MA Kabulkan Gugatan Rachmawati Soekarnoputri soal Pilpres, Kemenangan Jokowi-Ma'ruf Batal?

Gugatan Rachamawati Soekarnoputri telah dikabulkan MA sejak 28 Oktober 2019, namun baru ramai dibahas setelah diunggah di laman direktori MA pada 3 Juli 2020

Selasa 7 Juli 2020
by Panji LS

matakamera, Jakarta - Setahun usai Pilpres 2019, publik kembali dihebohkan pembahasan soal kontestasi politik lima tahunan tersebut.
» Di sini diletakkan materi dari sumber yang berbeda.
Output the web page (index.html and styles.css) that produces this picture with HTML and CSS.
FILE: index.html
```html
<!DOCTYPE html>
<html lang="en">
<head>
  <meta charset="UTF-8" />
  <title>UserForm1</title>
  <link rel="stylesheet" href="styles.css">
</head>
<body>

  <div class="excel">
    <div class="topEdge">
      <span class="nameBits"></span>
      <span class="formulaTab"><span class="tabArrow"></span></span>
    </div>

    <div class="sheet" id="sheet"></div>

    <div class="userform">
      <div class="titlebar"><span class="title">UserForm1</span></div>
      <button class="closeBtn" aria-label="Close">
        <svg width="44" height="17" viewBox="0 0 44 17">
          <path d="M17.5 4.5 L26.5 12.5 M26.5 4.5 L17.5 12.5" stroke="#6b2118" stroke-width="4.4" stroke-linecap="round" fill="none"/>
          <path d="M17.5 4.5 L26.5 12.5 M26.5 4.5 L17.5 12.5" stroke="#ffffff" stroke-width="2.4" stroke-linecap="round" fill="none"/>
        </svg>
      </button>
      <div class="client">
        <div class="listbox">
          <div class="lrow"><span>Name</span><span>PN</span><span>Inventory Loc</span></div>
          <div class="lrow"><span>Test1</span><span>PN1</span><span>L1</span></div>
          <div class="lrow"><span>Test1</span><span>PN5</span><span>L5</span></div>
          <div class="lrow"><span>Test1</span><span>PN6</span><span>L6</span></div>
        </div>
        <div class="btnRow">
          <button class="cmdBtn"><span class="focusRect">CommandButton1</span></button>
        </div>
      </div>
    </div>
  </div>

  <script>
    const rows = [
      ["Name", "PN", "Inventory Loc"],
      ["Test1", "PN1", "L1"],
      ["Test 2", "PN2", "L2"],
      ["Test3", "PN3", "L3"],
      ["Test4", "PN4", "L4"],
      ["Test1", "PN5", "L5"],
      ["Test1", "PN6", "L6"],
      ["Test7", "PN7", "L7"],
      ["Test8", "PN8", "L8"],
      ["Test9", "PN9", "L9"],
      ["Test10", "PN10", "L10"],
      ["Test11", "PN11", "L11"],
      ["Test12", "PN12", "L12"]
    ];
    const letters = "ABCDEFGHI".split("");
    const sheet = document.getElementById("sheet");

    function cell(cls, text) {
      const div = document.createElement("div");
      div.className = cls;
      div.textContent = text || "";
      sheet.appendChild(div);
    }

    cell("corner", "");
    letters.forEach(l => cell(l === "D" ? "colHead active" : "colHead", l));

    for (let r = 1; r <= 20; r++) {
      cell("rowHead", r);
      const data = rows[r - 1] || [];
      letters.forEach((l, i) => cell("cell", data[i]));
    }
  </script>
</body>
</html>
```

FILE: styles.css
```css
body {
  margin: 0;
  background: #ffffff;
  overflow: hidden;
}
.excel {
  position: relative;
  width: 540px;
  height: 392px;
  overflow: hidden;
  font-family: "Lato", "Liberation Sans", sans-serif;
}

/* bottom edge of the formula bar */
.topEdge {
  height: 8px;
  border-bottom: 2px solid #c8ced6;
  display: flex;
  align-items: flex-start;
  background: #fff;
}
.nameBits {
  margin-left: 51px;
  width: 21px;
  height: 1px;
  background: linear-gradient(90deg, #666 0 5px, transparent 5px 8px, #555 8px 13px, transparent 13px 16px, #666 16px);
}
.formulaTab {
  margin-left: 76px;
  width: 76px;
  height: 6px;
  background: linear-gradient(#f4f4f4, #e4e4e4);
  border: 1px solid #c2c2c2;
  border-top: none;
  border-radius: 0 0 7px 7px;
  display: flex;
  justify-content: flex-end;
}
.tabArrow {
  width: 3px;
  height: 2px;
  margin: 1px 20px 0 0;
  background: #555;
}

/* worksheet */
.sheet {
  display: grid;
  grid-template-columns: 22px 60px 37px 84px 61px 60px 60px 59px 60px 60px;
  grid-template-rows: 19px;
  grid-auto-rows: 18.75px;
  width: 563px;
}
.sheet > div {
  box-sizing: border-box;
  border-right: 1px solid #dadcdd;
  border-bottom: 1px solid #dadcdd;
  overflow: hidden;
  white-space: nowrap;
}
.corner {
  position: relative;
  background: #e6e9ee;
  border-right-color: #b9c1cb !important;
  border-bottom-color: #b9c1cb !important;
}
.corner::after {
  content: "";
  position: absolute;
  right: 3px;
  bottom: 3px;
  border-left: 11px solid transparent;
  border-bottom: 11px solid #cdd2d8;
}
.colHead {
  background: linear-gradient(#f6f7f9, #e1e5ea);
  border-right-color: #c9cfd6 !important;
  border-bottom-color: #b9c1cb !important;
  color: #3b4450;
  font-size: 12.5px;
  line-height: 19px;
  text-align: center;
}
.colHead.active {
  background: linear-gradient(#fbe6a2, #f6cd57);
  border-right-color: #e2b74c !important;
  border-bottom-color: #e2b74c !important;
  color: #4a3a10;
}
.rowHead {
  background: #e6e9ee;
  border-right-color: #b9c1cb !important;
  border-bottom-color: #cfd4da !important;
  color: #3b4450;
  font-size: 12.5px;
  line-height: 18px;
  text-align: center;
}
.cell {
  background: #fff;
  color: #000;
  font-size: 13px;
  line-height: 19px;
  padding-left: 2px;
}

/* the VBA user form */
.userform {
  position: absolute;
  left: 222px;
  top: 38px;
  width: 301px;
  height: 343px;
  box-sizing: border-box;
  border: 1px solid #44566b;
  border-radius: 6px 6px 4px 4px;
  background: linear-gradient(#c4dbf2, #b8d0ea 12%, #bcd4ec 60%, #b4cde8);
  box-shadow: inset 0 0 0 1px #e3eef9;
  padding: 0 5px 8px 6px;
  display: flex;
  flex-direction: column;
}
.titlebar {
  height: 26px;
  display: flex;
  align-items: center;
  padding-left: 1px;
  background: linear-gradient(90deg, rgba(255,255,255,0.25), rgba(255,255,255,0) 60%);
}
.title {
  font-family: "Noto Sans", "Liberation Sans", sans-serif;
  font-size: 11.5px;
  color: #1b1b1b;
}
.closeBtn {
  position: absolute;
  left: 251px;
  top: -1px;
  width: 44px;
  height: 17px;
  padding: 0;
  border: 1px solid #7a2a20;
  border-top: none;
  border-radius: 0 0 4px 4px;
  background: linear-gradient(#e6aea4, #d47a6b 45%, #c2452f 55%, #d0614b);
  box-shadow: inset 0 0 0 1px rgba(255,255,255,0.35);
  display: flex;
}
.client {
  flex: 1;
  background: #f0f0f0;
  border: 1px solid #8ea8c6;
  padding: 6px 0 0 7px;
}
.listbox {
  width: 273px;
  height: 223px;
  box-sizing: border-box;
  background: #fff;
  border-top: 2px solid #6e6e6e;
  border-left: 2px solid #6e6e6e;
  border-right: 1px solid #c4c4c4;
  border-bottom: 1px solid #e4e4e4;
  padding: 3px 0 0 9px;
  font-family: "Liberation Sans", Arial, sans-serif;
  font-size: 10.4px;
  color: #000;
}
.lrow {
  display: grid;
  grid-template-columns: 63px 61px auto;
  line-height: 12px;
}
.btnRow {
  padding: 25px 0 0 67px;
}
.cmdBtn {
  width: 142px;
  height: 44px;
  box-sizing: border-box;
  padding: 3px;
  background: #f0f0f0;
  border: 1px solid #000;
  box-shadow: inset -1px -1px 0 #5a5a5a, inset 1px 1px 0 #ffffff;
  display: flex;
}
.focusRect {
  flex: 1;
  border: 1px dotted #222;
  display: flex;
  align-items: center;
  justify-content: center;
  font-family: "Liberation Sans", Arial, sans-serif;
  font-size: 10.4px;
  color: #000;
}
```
Tepatnya, setelah beredar salinan hasil putusan Mahkamah Agung (MA), pada 3 Juli 2020, yang membatalkan Peraturan Komisi Pemilihan Umum (PKPU) Nomor 5 Tahun 2019. Putusan tersebut berdasarkan gugatan sengketa pilpres yang diajukan Rachmawati Sukarnoputri dan enam orang pemohon lainnya.

Dilansir CNN.com (7/7), ketentuan yang digugat adalah Pasal 3 ayat (7) PKPU yang mengatur soal penetapan pemenang Pilpres. Dalam aturan itu, dinyatakan apabila terdapat dua pasangan calon (paslon) dalam pemilu presiden dan wakil presiden, KPU menetapkan paslon yang memperoleh suara terbanyak sebagai paslon terpilih.
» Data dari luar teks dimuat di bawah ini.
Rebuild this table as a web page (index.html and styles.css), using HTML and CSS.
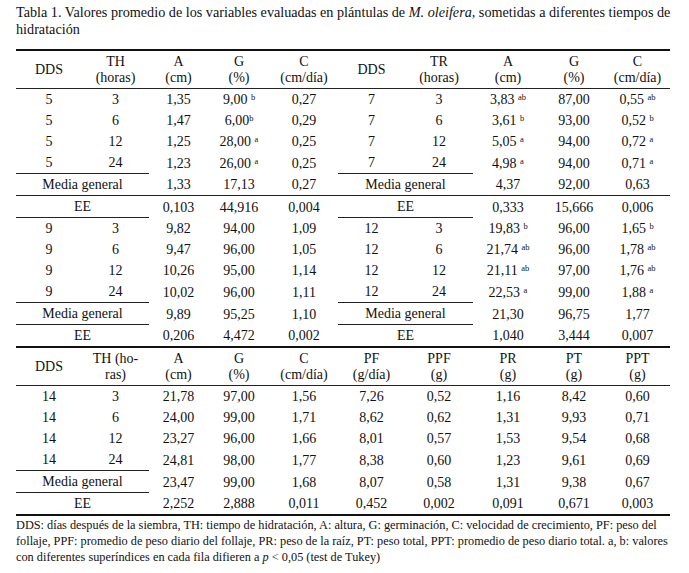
FILE: index.html
```html
<!DOCTYPE html>
<html lang="es">
<head>
<meta charset="utf-8">
<title>Tabla 1</title>
<link rel="stylesheet" href="styles.css">
</head>
<body>
<div class="page">
  <p class="caption">Tabla 1. Valores promedio de los variables evaluadas en plántulas de <i>M. oleifera,</i> sometidas a diferentes tiempos de<br>hidratación</p>
  <table class="data">
    <colgroup>
      <col class="c1"><col class="c2"><col class="c3"><col class="c4"><col class="c5">
      <col class="c6"><col class="c7"><col class="c8"><col class="c9"><col class="c10">
    </colgroup>
    <tbody>
      <tr class="hd top">
        <td>DDS</td><td>TH<br>(horas)</td><td>A<br>(cm)</td><td>G<br>(%)</td><td>C<br>(cm/día)</td>
        <td>DDS</td><td>TR<br>(horas)</td><td>A<br>(cm)</td><td>G<br>(%)</td><td>C<br>(cm/día)</td>
      </tr>
      <tr><td>5</td><td>3</td><td>1,35</td><td>9,00 <sup>b</sup></td><td>0,27</td><td>7</td><td>3</td><td>3,83 <sup>ab</sup></td><td>87,00</td><td>0,55 <sup>ab</sup></td></tr>
      <tr><td>5</td><td>6</td><td>1,47</td><td>6,00<sup>b</sup></td><td>0,29</td><td>7</td><td>6</td><td>3,61 <sup>b</sup></td><td>93,00</td><td>0,52 <sup>b</sup></td></tr>
      <tr><td>5</td><td>12</td><td>1,25</td><td>28,00 <sup>a</sup></td><td>0,25</td><td>7</td><td>12</td><td>5,05 <sup>a</sup></td><td>94,00</td><td>0,72 <sup>a</sup></td></tr>
      <tr><td class="pl">5</td><td class="pl">24</td><td>1,23</td><td>26,00 <sup>a</sup></td><td>0,25</td><td class="pl">7</td><td class="pl">24</td><td>4,98 <sup>a</sup></td><td>94,00</td><td>0,71 <sup>a</sup></td></tr>
      <tr class="fl"><td colspan="2">Media general</td><td>1,33</td><td>17,13</td><td>0,27</td><td colspan="2">Media general</td><td>4,37</td><td>92,00</td><td>0,63</td></tr>
      <tr><td colspan="2" class="pl">EE</td><td>0,103</td><td>44,916</td><td>0,004</td><td colspan="2" class="pl">EE</td><td>0,333</td><td>15,666</td><td>0,006</td></tr>
      <tr><td>9</td><td>3</td><td>9,82</td><td>94,00</td><td>1,09</td><td>12</td><td>3</td><td>19,83 <sup>b</sup></td><td>96,00</td><td>1,65 <sup>b</sup></td></tr>
      <tr><td>9</td><td>6</td><td>9,47</td><td>96,00</td><td>1,05</td><td>12</td><td>6</td><td>21,74 <sup>ab</sup></td><td>96,00</td><td>1,78 <sup>ab</sup></td></tr>
      <tr><td>9</td><td>12</td><td>10,26</td><td>95,00</td><td>1,14</td><td>12</td><td>12</td><td>21,11 <sup>ab</sup></td><td>97,00</td><td>1,76 <sup>ab</sup></td></tr>
      <tr><td class="pl">9</td><td class="pl">24</td><td>10,02</td><td>96,00</td><td>1,11</td><td class="pl">12</td><td class="pl">24</td><td>22,53 <sup>a</sup></td><td>99,00</td><td>1,88 <sup>a</sup></td></tr>
      <tr><td colspan="2" class="pl">Media general</td><td>9,89</td><td>95,25</td><td>1,10</td><td colspan="2" class="pl">Media general</td><td>21,30</td><td>96,75</td><td>1,77</td></tr>
      <tr class="tk"><td colspan="2">EE</td><td>0,206</td><td>4,472</td><td>0,002</td><td colspan="2">EE</td><td>1,040</td><td>3,444</td><td>0,007</td></tr>
      <tr class="hd">
        <td>DDS</td><td>TH (ho-<br>ras)</td><td>A<br>(cm)</td><td>G<br>(%)</td><td>C<br>(cm/día)</td>
        <td>PF<br>(g/día)</td><td>PPF<br>(g)</td><td>PR<br>(g)</td><td>PT<br>(g)</td><td>PPT<br>(g)</td>
      </tr>
      <tr><td>14</td><td>3</td><td>21,78</td><td>97,00</td><td>1,56</td><td>7,26</td><td>0,52</td><td>1,16</td><td>8,42</td><td>0,60</td></tr>
      <tr><td>14</td><td>6</td><td>24,00</td><td>99,00</td><td>1,71</td><td>8,62</td><td>0,62</td><td>1,31</td><td>9,93</td><td>0,71</td></tr>
      <tr><td>14</td><td>12</td><td>23,27</td><td>96,00</td><td>1,66</td><td>8,01</td><td>0,57</td><td>1,53</td><td>9,54</td><td>0,68</td></tr>
      <tr><td class="pl">14</td><td class="pl">24</td><td>24,81</td><td>98,00</td><td>1,77</td><td>8,38</td><td>0,60</td><td>1,23</td><td>9,61</td><td>0,69</td></tr>
      <tr><td colspan="2" class="pl">Media general</td><td>23,47</td><td>99,00</td><td>1,68</td><td>8,07</td><td>0,58</td><td>1,31</td><td>9,38</td><td>0,67</td></tr>
      <tr class="tk"><td colspan="2">EE</td><td>2,252</td><td>2,888</td><td>0,011</td><td>0,452</td><td>0,002</td><td>0,091</td><td>0,671</td><td>0,003</td></tr>
    </tbody>
  </table>
  <p class="note">DDS: días después de la siembra, TH: tiempo de hidratación, A: altura, G: germinación, C: velocidad de crecimiento, PF: peso del<br>follaje, PPF: promedio de peso diario del follaje, PR: peso de la raíz, PT: peso total, PPT: promedio de peso diario total. a, b: valores<br>con diferentes superíndices en cada fila difieren a <i>p</i> &lt; 0,05 (test de Tukey)</p>
</div>
</body>
</html>
```
FILE: styles.css
```css
html, body {
  margin: 0;
  padding: 0;
  background: #fff;
}
body {
  font-family: "Liberation Serif", "Times New Roman", serif;
  color: #111;
}
.page {
  padding: 4px 0 0 16px;
  width: 660px;
}
.caption {
  margin: 0 0 11px 0;
  font-family: "Liberation Serif", serif;
  font-size: 14.2px;
  line-height: 17px;
  white-space: nowrap;
}
.data {
  border-collapse: separate;
  border-spacing: 0;
  table-layout: fixed;
  width: 654px;
  font-family: "Liberation Serif", serif;
  font-size: 14px;
}
.c1 { width: 66px; }
.c2 { width: 67px; }
.c3 { width: 59px; }
.c4 { width: 62px; }
.c5 { width: 68px; }
.c6 { width: 67px; }
.c7 { width: 68px; }
.c8 { width: 70px; }
.c9 { width: 62px; }
.c10 { width: 65px; }
.data td {
  padding: 0;
  height: 21px;
  line-height: 21px;
  text-align: center;
  vertical-align: middle;
  white-space: nowrap;
  font-family: "Liberation Serif", serif;
}
.data tr.hd td {
  height: 37px;
  line-height: 16px;
  border-bottom: 1px solid #222;
}
.data tr.top td {
  border-top: 2px solid #111;
}
.data td.pl,
.data tr.fl td {
  border-bottom: 1px solid #222;
}
.data tr.tk td {
  border-bottom: 2px solid #111;
}
.data sup {
  font-size: 8.5px;
  line-height: 0;
  vertical-align: 4px;
}
.note {
  margin: 1px 0 0 0;
  font-family: "Liberation Serif", serif;
  font-size: 12.3px;
  line-height: 16px;
  white-space: nowrap;
}
```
"Menerima dan mengabulkan permohonan uji materiil/keberatan yang diajukan para pemohon untuk seluruhnya," seperti dikutip dari salinan di situs Direktori Putusan MA, Selasa (7/7).
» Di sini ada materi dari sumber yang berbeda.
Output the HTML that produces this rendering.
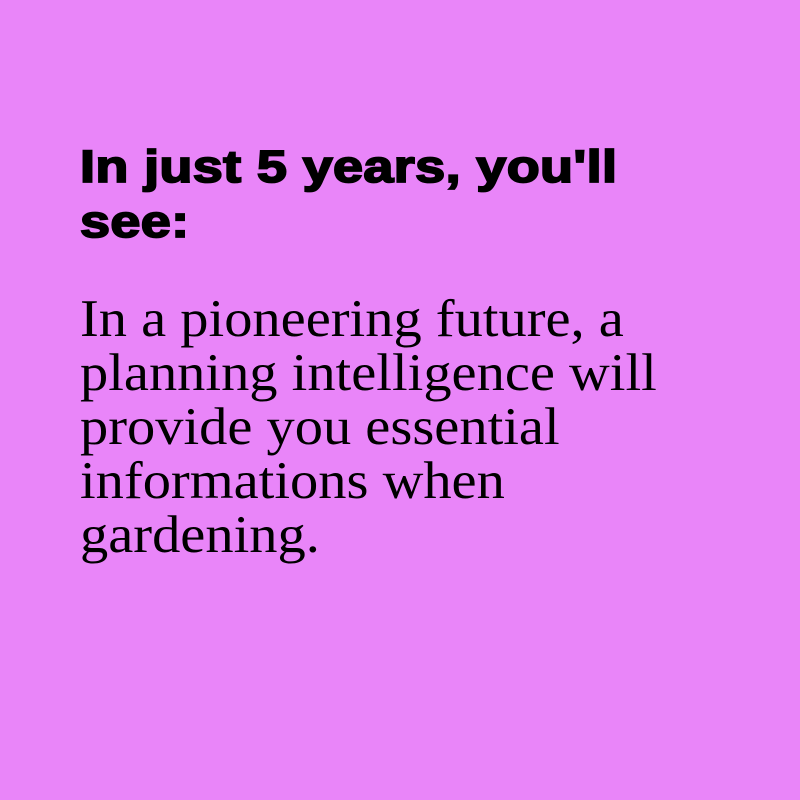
<!DOCTYPE html>
<html><head><style>
html,body{margin:0;padding:0}
body{width:800px;height:800px;background:#e985f9;position:relative;overflow:hidden}
h1{position:absolute;left:80px;top:139px;margin:0;width:620px;white-space:nowrap;font:bold 45px/55px "Liberation Sans",sans-serif;color:#000;-webkit-text-stroke:1.8px #000;letter-spacing:0.3px;transform:scaleX(1.2);transform-origin:0 0}
p{position:absolute;left:80px;top:292px;margin:0;width:640px;white-space:nowrap;font:53px/54px "Liberation Serif",serif;color:#000;transform:scaleX(1.065);transform-origin:0 0}
</style></head><body>
<h1>In just 5 years, you'll<br>see:</h1>
<p>In a pioneering future, a<br>planning intelligence will<br>provide you essential<br>informations when<br>gardening.</p>
</body></html>
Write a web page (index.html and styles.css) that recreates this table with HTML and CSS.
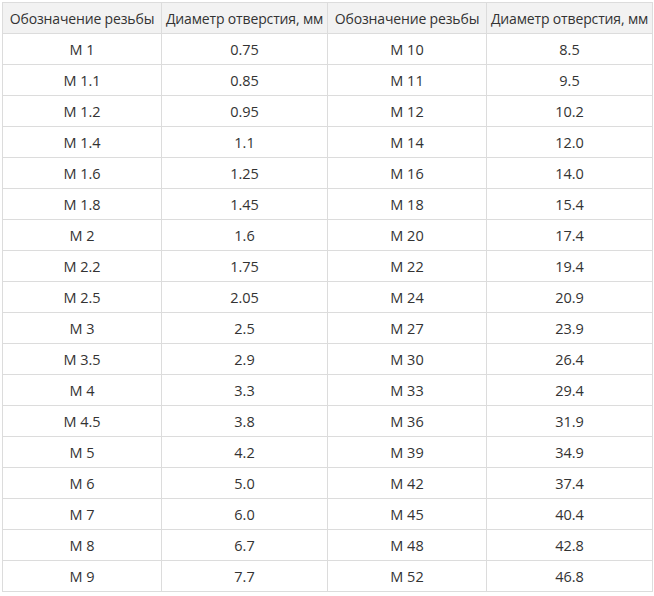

Cuplikan salinan putusan MA terkait gugatan pasal 3 ayat (7) PKPU

Dalam pertimbangannya, MA menyatakan bahwa PKPU tersebut bertentangan dengan Pasal 416 ayat (1) UU Nomor 7 Tahun 2017 tentang Pemilu. Pasal itu menjelaskan bahwa paslon terpilih adalah paslon yang memperoleh suara lebih dari 50 persen dari jumlah suara dalam pilpres, dengan sedikitnya 20 persen suara di tiap provinsi yang tersebar di lebih dari setengah jumlah provinsi di Indonesia.

Sesuai hirarki perundang-undangan, PKPU itu dinilai MA telah melebihi aturan UU Pemilu yang lebih tinggi sehingga tidak mencerminkan asas keseimbangan, keselarasan, dan keserasian.

"Menyatakan ketentuan Pasal 3 ayat (7) PKPU tersebut tidak mempunyai kekuatan hukum yang mengikat," katanya.

Perkara ini diputus oleh Ketua Majelis Hakim Supandi dengan anggota majelis Irfan Fachruddin dan Is Sudaryono pada 28 Oktober 2019. Namun salinan putusannya baru diunggah di situs MA pada 3 Juli lalu.

Perkara ini berawal dari gugatan Rachmawati yang kala itu menjadi Wakil Ketua Badan Pemenangan Nasional Prabowo Subianto-Sandiaga Uno ke MA terkait PKPU soal Penetapan Pasangan Calon Terpilih, Penetapan Perolehan Kursi, dan Penetapan Calon Terpilih Dalam Pemilu. Gugatan diajukan pada 13 Mei 2019.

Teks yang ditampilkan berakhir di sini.